Same as the political analyst Sary, Chanrath sees the resurrection of the Candlelight Party a sign of a split between the Sam Rainsy and Kem Sokha factions. As the former party picks up its former members, he added, it is likely the Human Rights Party will do the same.
Pa Chanroeun, president of the Cambodian Institute for Democracy, echoed that sentiment and described the party development as a sign of internal strife among former CNRP leaders.
“It has reflected the break-up, and lack of solidarity, vision, and a common will of doing politics,” he said, continuing that the ultimate blame for the political tension came from the wider Cambodian system.
“[There is] a lack of political space or freedom in our democratic society for letting politicians from all tendencies compete in free and fair elections,” Chanroeun said.

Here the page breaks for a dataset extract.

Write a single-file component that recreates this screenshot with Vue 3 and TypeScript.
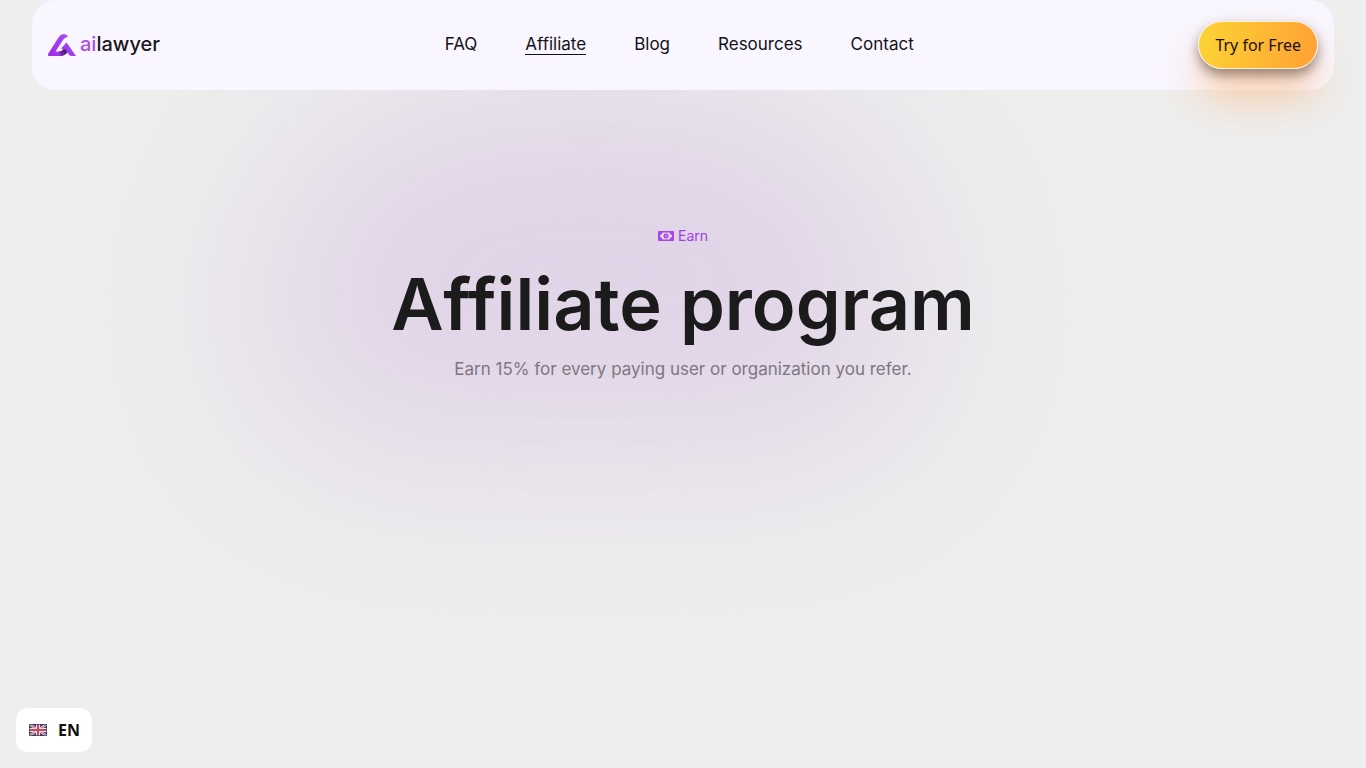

Meanwhile, as Kem Sokha awaits the resumption of his treason trial, he has reportedly put his Phnom Penh villa for sale for $2.4 million. VOD wrote last week that an October 24 listing for the home had been posted on the realtor Century 21’s Facebook page but was later deleted.
As part of the ultimate dissolution of the CNRP, Sokha was charged with conspiring with a foreign power for attempting a so-called color revolution to overthrow the CPP government. He is barred from doing politics but may still conduct meetings. On Monday, he met with the Australian Foreign Affairs Minister Hon Marise Payne, who paid an official, two-day visit to Cambodia this week.
Sokha posted on social media after the meeting that Payne had said the Australian government is closely monitoring the democratic and human rights situation in Cambodia and will cooperate with democratic countries to help Cambodians with those issues.
Sokha also stated that Australia is a signatory of the 1991 Paris Peace Agreement, the signing of which recently passed its 30th anniversary and which has become a political touch-point for both the opposition and ruling CPP.
The Australian embassy didn’t respond to media inquiries. Sam Rainsy and fellow former CNRP leader Mu Sochua could not be reached for comment.